Task goal – Retype the opening lines of the listing below, ending with the line that contains "import clsx from 'clsx';", and leave out any pictures.
[begin Record excerpts]
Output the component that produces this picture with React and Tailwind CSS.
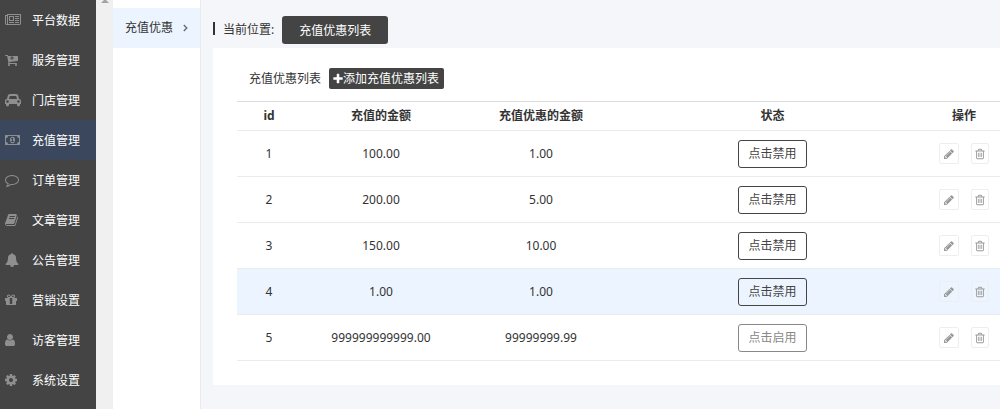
import React, { useState } from 'react';
import clsx from 'clsx';

const glyphs = {
  newspaper: {
    box: '0 0 2048 1792',
    size: 'h-3.5 w-4',
    d: 'M1024 512h-384v384h384v-384zm128 640v128h-640v-128h640zm0-768v640h-640v-640h640zm640 768v128h-512v-128h512zm0-256v128h-512v-128h512zm0-256v128h-512v-128h512zm0-256v128h-512v-128h512zm-1536 960v-960h-128v960q0 26 19 45t45 19 45-19 19-45zm1664 0v-1088h-1536v1088q0 33-11 64h1483q26 0 45-19t19-45zm128-1216v1216q0 80-56 136t-136 56h-1664q-80 0-136-56t-56-136v-1088h256v-128h1792z',
  },
  cart: {
    box: '64 0 1664 1792',
    size: 'h-3.5 w-[13px]',
    d: 'M1216 640q0-26-19-45t-45-19h-128v-128q0-26-19-45t-45-19-45 19-19 45v128h-128q-26 0-45 19t-19 45 19 45 45 19h128v128q0 26 19 45t45 19 45-19 19-45v-128h128q26 0 45-19t19-45zm-512 896q0 53-37.5 90.5t-90.5 37.5-90.5-37.5-37.5-90.5 37.5-90.5 90.5-37.5 90.5 37.5 37.5 90.5zm896 0q0 53-37.5 90.5t-90.5 37.5-90.5-37.5-37.5-90.5 37.5-90.5 90.5-37.5 90.5 37.5 37.5 90.5zm128-1088v512q0 24-16 42.5t-41 21.5l-1044 122q1 7 4.5 21.5t6 26.5 2.5 22q0 16-24 64h920q26 0 45 19t19 45-19 45-45 19h-1024q-26 0-45-19t-19-45q0-14 11-39.5t29.5-59.5 20.5-38l-177-823h-204q-26 0-45-19t-19-45 19-45 45-19h256q16 0 28.5 6.5t20 15.5 13 24.5 7.5 26.5 5.5 29.5 4.5 25.5h1201q26 0 45 19t19 45z',
  },
  car: {
    box: '0 0 2048 1792',
    size: 'h-3.5 w-4',
    d: 'M480 1088q0-66-47-113t-113-47-113 47-47 113 47 113 113 47 113-47 47-113zm36-320h1016l-89-357q-2-8-14-17.5t-21-9.5h-768q-9 0-21 9.5t-14 17.5zm1372 320q0-66-47-113t-113-47-113 47-47 113 47 113 113 47 113-47 47-113zm160-96v384q0 14-9 23t-23 9h-96v128q0 80-56 136t-136 56-136-56-56-136v-128h-1024v128q0 80-56 136t-136 56-136-56-56-136v-128h-96q-14 0-23-9t-9-23v-384q0-93 65.5-158.5t158.5-65.5h28l105-419q23-94 104-157.5t179-63.5h768q98 0 179 63.5t104 157.5l105 419h28q93 0 158.5 65.5t65.5 158.5z',
  },
  money: {
    box: '0 0 1920 1792',
    size: 'h-3.5 w-[15px]',
    d: 'M768 1152h384v-96h-128v-448h-114l-148 137 77 80q42-37 55-57h2v288h-128v96zm512-256q0 70-21 142t-59.5 134-101.5 101-138 39-138-39-101.5-101-59.5-134-21-142 21-142 59.5-134 101.5-101 138-39 138 39 101.5 101 59.5 134 21 142zm512 256v-512q-106 0-181-75t-75-181h-1152q0 106-75 181t-181 75v512q106 0 181 75t75 181h1152q0-106 75-181t181-75zm128-832v1152q0 26-19 45t-45 19h-1792q-26 0-45-19t-19-45v-1152q0-26 19-45t45-19h1792q26 0 45 19t19 45z',
  },
  comment: {
    box: '0 0 1792 1792',
    size: 'h-3.5 w-3.5',
    d: 'M896 384q-204 0-381.5 69.5t-282 187.5-104.5 255q0 112 71.5 213.5t201.5 175.5l87 50-27 96q-24 91-70 172 152-63 275-171l43-38 57 6q69 8 130 8 204 0 381.5-69.5t282-187.5 104.5-255-104.5-255-282-187.5-381.5-69.5zm896 512q0 174-120 321.5t-326 233-450 85.5q-70 0-145-8-198 175-460 242-49 14-114 22h-5q-15 0-27-10.5t-16-27.5v-1q-3-4-.5-12t2-10 4.5-9.5l6-9 7-8.5 8-9q7-8 31-34.5t34.5-38 31-39.5 32.5-51 27-59 26-76q-157-89-247.5-220t-90.5-281q0-174 120-321.5t326-233 450-85.5 450 85.5 326 233 120 321.5z',
  },
  book: {
    box: '64 0 1664 1792',
    size: 'h-3.5 w-[13px]',
    d: 'M1703 478q40 57 18 129l-275 906q-19 64-76.5 107.5t-122.5 43.5h-923q-77 0-148.5-53.5t-99.5-131.5q-24-67-2-127 0-4 3-27t4-37q1-8-3-21.5t-3-19.5q2-11 8-21t16.5-23.5 16.5-23.5q23-38 45-91.5t30-91.5q3-10 .5-30t-.5-28q3-11 17-28t17-23q21-36 42-92t25-90q1-9-2.5-32t.5-28q4-13 22-30.5t22-22.5q19-26 42.5-84.5t27.5-96.5q1-8-3-25.5t-2-26.5q2-8 9-18t18-23 17-21q8-12 16.5-30.5t15-35 16-36 19.5-32 26.5-23.5 36-11.5 47.5 5.5l-1 3q38-9 51-9h761q74 0 114 56t18 130l-274 906q-36 119-71.5 153.5t-128.5 34.5h-869q-27 0-38 15-11 16-1 43 24 70 144 70h923q29 0 56-15.5t35-41.5l300-987q7-22 5-57 38 15 59 43zm-1064 2q-4 13 2 22.5t20 9.5h608q13 0 25.5-9.5t16.5-22.5l21-64q4-13-2-22.5t-20-9.5h-608q-13 0-25.5 9.5t-16.5 22.5zm-83 256q-4 13 2 22.5t20 9.5h608q13 0 25.5-9.5t16.5-22.5l21-64q4-13-2-22.5t-20-9.5h-608q-13 0-25.5 9.5t-16.5 22.5z',
  },
  bell: {
    box: '0 0 1792 1792',
    size: 'h-3.5 w-3.5',
    d: 'M912 1696q0-16-16-16-59 0-101.5-42.5t-42.5-101.5q0-16-16-16t-16 16q0 73 51.5 124.5t124.5 51.5q16 0 16-16zm816-288q0 52-38 90t-90 38h-448q0 106-75 181t-181 75-181-75-75-181h-448q-52 0-90-38t-38-90q50-42 91-88t85-119.5 74.5-158.5 50-206 19.5-260q0-152 117-282.5t307-158.5q-8-19-8-39 0-40 28-68t68-28 68 28 28 68q0 20-8 39 190 28 307 158.5t117 282.5q0 139 19.5 260t50 206 74.5 158.5 85 119.5 91 88z',
  },
  gift: {
    box: '128 0 1536 1792',
    size: 'h-3.5 w-3',
    d: 'M1056 1356v-716h-320v716q0 25 18 38.5t46 13.5h192q28 0 46-13.5t18-38.5zm-456-844h195l-126-161q-26-31-69-31-40 0-68 28t-28 68 28 68 68 28zm688-96q0-40-28-68t-68-28q-43 0-69 31l-125 161h194q40 0 68-28t28-68zm376 256v320q0 14-9 23t-23 9h-96v416q0 40-28 68t-68 28h-1088q-40 0-68-28t-28-68v-416h-96q-14 0-23-9t-9-23v-320q0-14 9-23t23-9h440q-93 0-158.5-65.5t-65.5-158.5 65.5-158.5 158.5-65.5q107 0 168 77l128 165 128-165q61-77 168-77 93 0 158.5 65.5t65.5 158.5-65.5 158.5-158.5 65.5h440q14 0 23 9t9 23z',
  },
  user: {
    box: '256 0 1280 1792',
    size: 'h-3.5 w-2.5',
    d: 'M1536 1399q0 109-62.5 187t-150.5 78h-854q-88 0-150.5-78t-62.5-187q0-85 8.5-160.5t31.5-152 58.5-131 94-89 134.5-34.5q131 128 313 128t313-128q76 0 134.5 34.5t94 89 58.5 131 31.5 152 8.5 160.5zm-256-887q0 159-112.5 271.5t-271.5 112.5-271.5-112.5-112.5-271.5 112.5-271.5 271.5-112.5 271.5 112.5 112.5 271.5z',
  },
  cog: {
    box: '128 0 1536 1792',
    size: 'h-3.5 w-3',
    d: 'M1152 896q0-106-75-181t-181-75-181 75-75 181 75 181 181 75 181-75 75-181zm512-109v222q0 12-8 23t-20 13l-185 28q-19 54-39 91 35 50 107 138 10 12 10 25t-9 23q-27 37-99 108t-94 71q-12 0-26-9l-138-108q-44 23-91 38-16 136-29 186-7 28-36 28h-222q-14 0-24.5-8.5t-11.5-21.5l-28-184q-49-16-90-37l-141 107q-10 9-25 9-14 0-25-11-126-114-165-168-7-10-7-23 0-12 8-23 15-21 51-66.5t54-70.5q-27-50-41-99l-183-27q-13-2-21-12.5t-8-23.5v-222q0-12 8-23t19-13l186-28q14-46 39-92-40-57-107-138-10-12-10-24 0-10 9-23 26-36 98.5-107.5t94.5-71.5q13 0 26 10l138 107q44-23 91-38 16-136 29-186 7-28 36-28h222q14 0 24.5 8.5t11.5 21.5l28 184q49 16 90 37l142-107q9-9 24-9 13 0 25 10 129 119 165 170 7 8 7 22 0 12-8 23-15 21-51 66.5t-54 70.5q26 50 41 98l183 28q13 2 21 12.5t8 23.5z',
  },
  plus: {
    box: '192 0 1408 1792',
    size: 'h-3 w-2.5',
    d: 'M1600 736v192q0 40-28 68t-68 28h-416v416q0 40-28 68t-68 28h-192q-40 0-68-28t-28-68v-416h-416q-40 0-68-28t-28-68v-192q0-40 28-68t68-28h416v-416q0-40 28-68t68-28h192q40 0 68 28t28 68v416h416q40 0 68 28t28 68z',
  },
  pencil: {
    box: '128 0 1536 1792',
    size: 'h-3 w-2.5',
    d: 'M491 1536l91-91-235-235-91 91v107h128v128h107zm523-928q0-22-22-22-10 0-17 7l-542 542q-7 7-7 17 0 22 22 22 10 0 17-7l542-542q7-7 7-17zm-54-192l416 416-832 832h-416v-416zm683 96q0 53-37 90l-166 166-416-416 166-165q36-38 90-38 53 0 91 38l235 234q37 39 37 91z',
  },
  trash: {
    box: '192 0 1408 1792',
    size: 'h-3 w-2.5',
    d: 'M704 736v576q0 14-9 23t-23 9h-64q-14 0-23-9t-9-23v-576q0-14 9-23t23-9h64q14 0 23 9t9 23zm256 0v576q0 14-9 23t-23 9h-64q-14 0-23-9t-9-23v-576q0-14 9-23t23-9h64q14 0 23 9t9 23zm256 0v576q0 14-9 23t-23 9h-64q-14 0-23-9t-9-23v-576q0-14 9-23t23-9h64q14 0 23 9t9 23zm128 724v-948h-896v948q0 22 7 40.5t14.5 27 10.5 8.5h832q3 0 10.5-8.5t14.5-27 7-40.5zm-672-1076h448l-48-117q-7-9-17-11h-317q-10 2-17 11zm928 32v64q0 14-9 23t-23 9h-96v948q0 83-47 143.5t-113 60.5h-832q-66 0-113-58.5t-47-141.5v-952h-96q-14 0-23-9t-9-23v-64q0-14 9-23t23-9h309l70-167q15-37 54-63t79-26h320q40 0 79 26t54 63l70 167h309q14 0 23 9t9 23z',
  },
};

function Icon({ name }) {
  const { box, size, d } = glyphs[name];
  return (
    <svg viewBox={box} className={clsx('shrink-0', size)} fill="currentColor" aria-hidden="true">
      <path d={d} />
    </svg>
  );
}

const menu = [
  { icon: 'newspaper', label: '平台数据' },
  { icon: 'cart', label: '服务管理' },
  { icon: 'car', label: '门店管理' },
  { icon: 'money', label: '充值管理' },
  { icon: 'comment', label: '订单管理' },
  { icon: 'book', label: '文章管理' },
  { icon: 'bell', label: '公告管理' },
  { icon: 'gift', label: '营销设置' },
  { icon: 'user', label: '访客管理' },
  { icon: 'cog', label: '系统设置' },
];

const initialRows = [
  { id: 1, amount: '100.00', bonus: '1.00', enabled: true },
  { id: 2, amount: '200.00', bonus: '5.00', enabled: true },
  { id: 3, amount: '150.00', bonus: '10.00', enabled: true },
  { id: 4, amount: '1.00', bonus: '1.00', enabled: true },
  { id: 5, amount: '999999999999.00', bonus: '99999999.99', enabled: false },
];

export default function App() {
  const [active, setActive] = useState('充值管理');
  const [rows, setRows] = useState(initialRows);
  const [current, setCurrent] = useState(4);

  const toggle = (id) =>
    setRows(rows.map((r) => (r.id === id ? { ...r, enabled: !r.enabled } : r)));

  return (
    <div className="flex min-h-screen overflow-hidden bg-[#f5f6f9] font-['Noto_Sans','Noto_Sans_CJK_SC',sans-serif] text-xs text-[#333]">
      {/* Main menu */}
      <nav className="w-24 shrink-0 bg-[#444]">
        {menu.map((item) => (
          <a
            key={item.label}
            href="#"
            onClick={() => setActive(item.label)}
            className={clsx('flex h-10 items-center gap-[11px] pl-[5px] text-white', active === item.label && 'bg-[#3a475d]')}
          >
            <span className="flex w-4 text-[#8f8f8f]">
              <Icon name={item.icon} />
            </span>
            <span className="pt-0.5">{item.label}</span>
          </a>
        ))}
      </nav>

      {/* Scroll track */}
      <div className="flex w-[17px] shrink-0 justify-center bg-[#f0f0f0]">
        <svg viewBox="0 0 8 3" className="h-[3px] w-2" fill="#a3a3a3" aria-hidden="true">
          <path d="M3 0h2l3 3H0z" />
        </svg>
      </div>

      {/* Submenu */}
      <nav className="w-22 shrink-0 border-r border-[#eaeaea] bg-white pt-2">
        <a href="#" className="flex h-10 items-center justify-between bg-[#ecf5ff] px-3">
          <span>充值优惠</span>
          <svg viewBox="0 0 5 8" className="h-2 w-[5px]" fill="none" stroke="#666" strokeWidth="1.3" aria-hidden="true">
            <path d="M.8 1 3.8 4 .8 7" />
          </svg>
        </a>
      </nav>

      <main className="min-w-0 flex-1 pl-3">
        <div className="flex h-12 items-end pb-1">
          <div className="flex h-7 items-center gap-2">
            <span className="mb-1 h-[13px] w-0.5 bg-[#333]" />
            <span>当前位置:</span>
            <button className="h-7 rounded-[3px] bg-[#444] px-[17px] pt-0.5 text-white">充值优惠列表</button>
          </div>
        </div>

        <section className="bg-white pt-5 pb-6 pl-6">
          <div className="flex h-[21px] items-center gap-2 pl-3">
            <h1>充值优惠列表</h1>
            <button className="flex h-[21px] items-center rounded-[2px] bg-[#444] pr-[5px] pl-1 text-white">
              <Icon name="plus" />
              添加充值优惠列表
            </button>
          </div>

          <div className="-mr-1 mt-3">
            <table className="w-full table-fixed border-separate border-spacing-0 text-center">
              <colgroup>
                <col className="w-16" />
                <col className="w-40" />
                <col className="w-40" />
                <col />
                <col className="w-20" />
              </colgroup>
              <thead>
                <tr className="h-[30px]">
                  {['id', '充值的金额', '充值优惠的金额', '状态', '操作'].map((h) => (
                    <th key={h} className="border-t border-b border-t-[#ddd] border-b-[#ebebeb] p-0 font-bold">
                      {h}
                    </th>
                  ))}
                </tr>
              </thead>
              <tbody className="[&_td]:border-b [&_td]:border-[#ebebeb] [&_td]:p-0">
                {rows.map((row) => (
                  <tr
                    key={row.id}
                    onMouseEnter={() => setCurrent(row.id)}
                    className={clsx('h-[46px]', current === row.id && 'bg-[#ecf5ff]')}
                  >
                    <td>{row.id}</td>
                    <td>{row.amount}</td>
                    <td>{row.bonus}</td>
                    <td>
                      <button
                        onClick={() => toggle(row.id)}
                        className={clsx(
                          'h-7 rounded-[3px] border px-[9px] align-middle',
                          row.enabled ? 'border-[#444] text-[#444]' : 'border-[#888] text-[#888]'
                        )}
                      >
                        {row.enabled ? '点击禁用' : '点击启用'}
                      </button>
                    </td>
                    <td>
                      <div className="flex justify-center gap-3 text-[#999]">
                        <button aria-label="编辑" className="flex h-[21px] items-center rounded-[2px] border border-[#eee] px-1">
                          <Icon name="pencil" />
                        </button>
                        <button aria-label="删除" className="flex h-[21px] items-center rounded-[2px] border border-[#eee] px-[3px]">
                          <Icon name="trash" />
                        </button>
                      </div>
                    </td>
                  </tr>
                ))}
              </tbody>
            </table>
          </div>
        </section>
      </main>
    </div>
  );
}
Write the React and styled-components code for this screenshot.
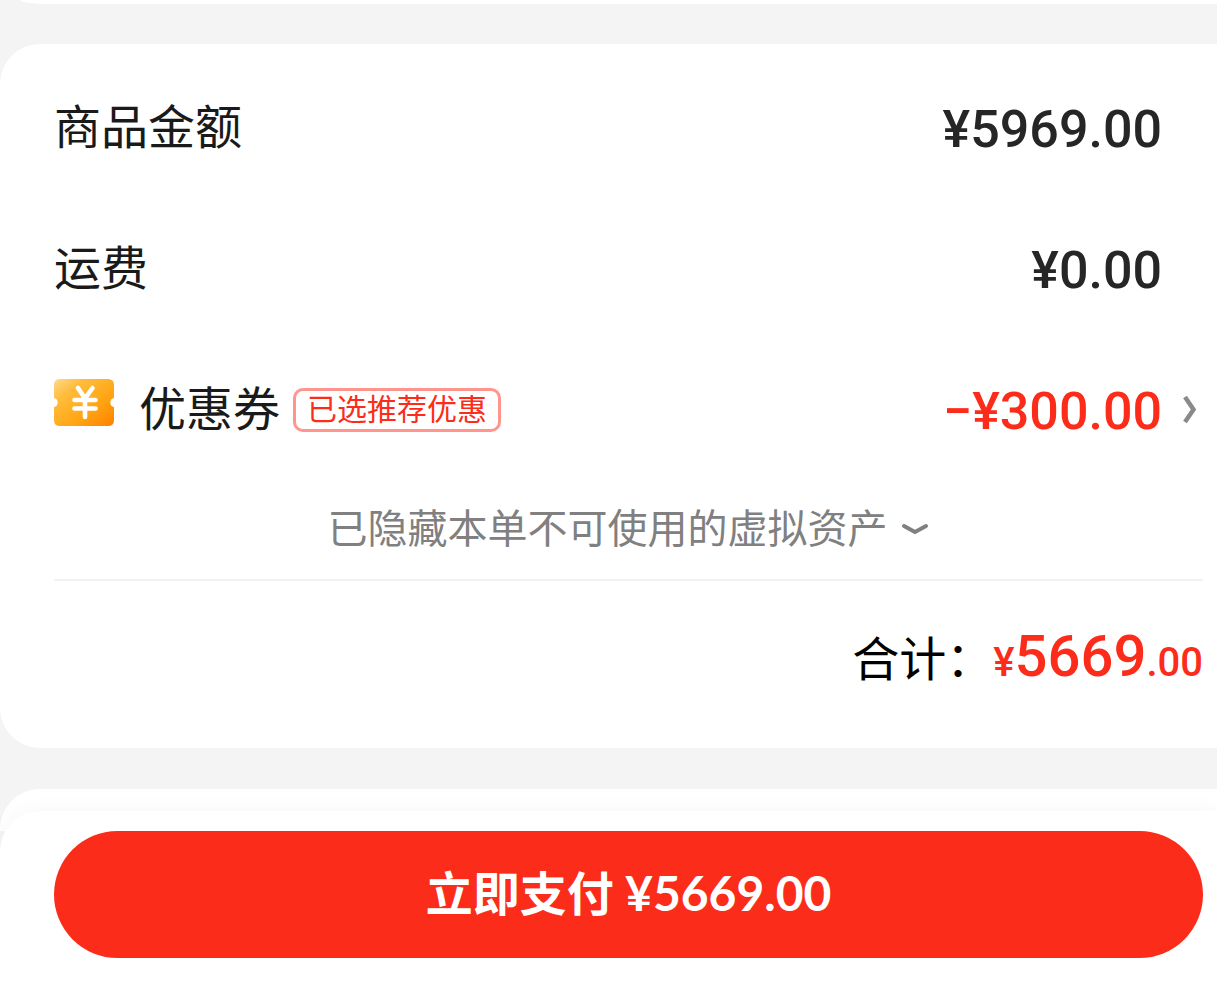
import React from 'react';
import styled, { createGlobalStyle } from 'styled-components';

const red = '#fc2c1b';
const cjk = '"Noto Sans CJK SC", sans-serif';

const GlobalStyle = createGlobalStyle`
  *, *::before, *::after { box-sizing: border-box; }
  body {
    margin: 0;
    background: #f4f4f4;
    color: #1a1a1a;
    font-family: ${cjk};
  }
  button { font: inherit; color: inherit; border: 0; background: none; padding: 0; cursor: pointer; }
`;

const Page = styled.main`
  display: flex;
  flex-direction: column;
  min-height: 100vh;
`;

const PreviousCard = styled.div`
  height: 4px;
  margin-left: 20px;
  background: #fff;
  border-radius: 0 0 0 28px / 0 0 0 4px;
`;

const Card = styled.section`
  margin: 40px 0 41px;
  padding: 13px 14px 9px 54px;
  background: #fff;
  border-radius: 40px 0 0 40px;
`;

const NextCard = styled.div`
  height: 42px;
  background: #fff;
  border-radius: 40px 0 0 0;
`;

const Row = styled.div`
  display: flex;
  align-items: center;
  justify-content: space-between;
  height: 141px;
`;

const Label = styled.span`
  display: flex;
  align-items: center;
  padding-bottom: 8px;
  font-size: 47px;
  line-height: 68px;
`;

const CouponIcon = styled.svg`
  width: 60px;
  height: 48px;
  margin: 0 25px 6px 0;
`;

const Badge = styled.span`
  margin: 8px 0 0 13px;
  padding: 0 11px 6px;
  border: 3px solid #ff958c;
  border-radius: 10px;
  color: ${red};
  font-size: 30px;
  line-height: 32px;
`;

const Amount = styled.span`
  padding: 4px 41px 0 0;
  color: #262626;
  font-family: Roboto, ${cjk};
  font-size: 52px;
  font-weight: 500;
  line-height: 60px;
`;

const CouponAmount = styled.button`
  display: flex;
  align-items: center;
  padding-right: 6px;
`;

const Discount = styled(Amount)`
  padding-right: 21px;
  color: ${red};
`;

const Notice = styled.button`
  && {
    display: flex;
    align-items: center;
    justify-content: center;
    width: 100%;
    height: 99px;
    padding-bottom: 8px;
    color: #808080;
    font-size: 40px;
    line-height: 60px;
  }
`;

const DownIcon = styled.svg`
  width: 30px;
  height: 18px;
  margin: 4px 0 0 12px;
`;

const Total = styled.div`
  display: flex;
  align-items: baseline;
  justify-content: flex-end;
  padding: 35px 0 36px;
  border-top: 2px solid #f2f2f2;
  color: #000;
  font-size: 47px;
  line-height: 80px;
`;

const TotalAmount = styled.span`
  color: ${red};
  font-family: Roboto, ${cjk};
  font-size: 40px;
  font-weight: 500;
`;

const Whole = styled.span`
  font-size: 58px;
`;

const PayBar = styled.footer`
  position: sticky;
  bottom: 0;
  flex: 1;
  margin-top: -20px;
  padding: 20px 14px 37px 54px;
  background: #fff;
  border-radius: 40px 0 0 0;
  box-shadow: 0 0 22px rgba(0, 0, 0, 0.04);
`;

const PayButton = styled.button`
  && {
    display: block;
    width: 100%;
    height: 127px;
    padding-bottom: 8px;
    border-radius: 64px;
    background: ${red};
    color: #fff;
    font-family: Lato, ${cjk};
    font-size: 47px;
    font-weight: 700;
  }
`;

const PayAmount = styled.span`
  font-size: 48px;
`;

export default function App() {
  return (
    <>
      <GlobalStyle />
      <Page lang="zh-CN">
        <PreviousCard />
        <Card>
          <Row>
            <Label>商品金额</Label>
            <Amount>¥5969.00</Amount>
          </Row>
          <Row>
            <Label>运费</Label>
            <Amount>¥0.00</Amount>
          </Row>
          <Row>
            <Label>
              <CouponIcon viewBox="0 0 60 48" aria-hidden="true">
                <defs>
                  <linearGradient id="coupon" x1="0" y1="0" x2="1" y2="1">
                    <stop offset="0" stopColor="#ffd98c" />
                    <stop offset="0.25" stopColor="#ffbd3d" />
                    <stop offset="0.65" stopColor="#ffa412" />
                    <stop offset="1" stopColor="#ff8000" />
                  </linearGradient>
                </defs>
                <path
                  d="M6 0H54Q60 0 60 6V19A4.6 4.6 0 0 0 60 28V41Q60 47 54 47H6Q0 47 0 41V28A4.6 4.6 0 0 0 0 19V6Q0 0 6 0Z"
                  fill="url(#coupon)"
                />
                <path
                  d="M24 9L31 19.500L38.500 9M20.500 21H41.500M20.500 29.500H41.500M31 20V38"
                  fill="none"
                  stroke="#fff"
                  strokeWidth="4.600"
                  strokeLinecap="round"
                  strokeLinejoin="round"
                />
              </CouponIcon>
              优惠券
              <Badge>已选推荐优惠</Badge>
            </Label>
            <CouponAmount type="button">
              <Discount>−¥300.00</Discount>
              <svg width="14" height="28" viewBox="0 0 14 28" aria-hidden="true">
                <path d="M2 1L10.500 13.500L2 26" fill="none" stroke="#8a8a8a" strokeWidth="4.500" />
              </svg>
            </CouponAmount>
          </Row>
          <Notice type="button">
            已隐藏本单不可使用的虚拟资产
            <DownIcon viewBox="0 0 30 18" aria-hidden="true">
              <path
                d="M4 7L15 13L26 7"
                fill="none"
                stroke="#808080"
                strokeWidth="4"
                strokeLinecap="round"
                strokeLinejoin="round"
              />
            </DownIcon>
          </Notice>
          <Total>
            <span>合计：</span>
            <TotalAmount>
              ¥<Whole>5669</Whole>.00
            </TotalAmount>
          </Total>
        </Card>
        <NextCard />
        <PayBar>
          <PayButton type="button">
            立即支付 <PayAmount>¥5669.00</PayAmount>
          </PayButton>
        </PayBar>
      </Page>
    </>
  );
}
[end Record excerpts]
Output for this exercise –
Output the component that produces this picture with React and Tailwind CSS.
import React, { useState } from 'react';
import clsx from 'clsx';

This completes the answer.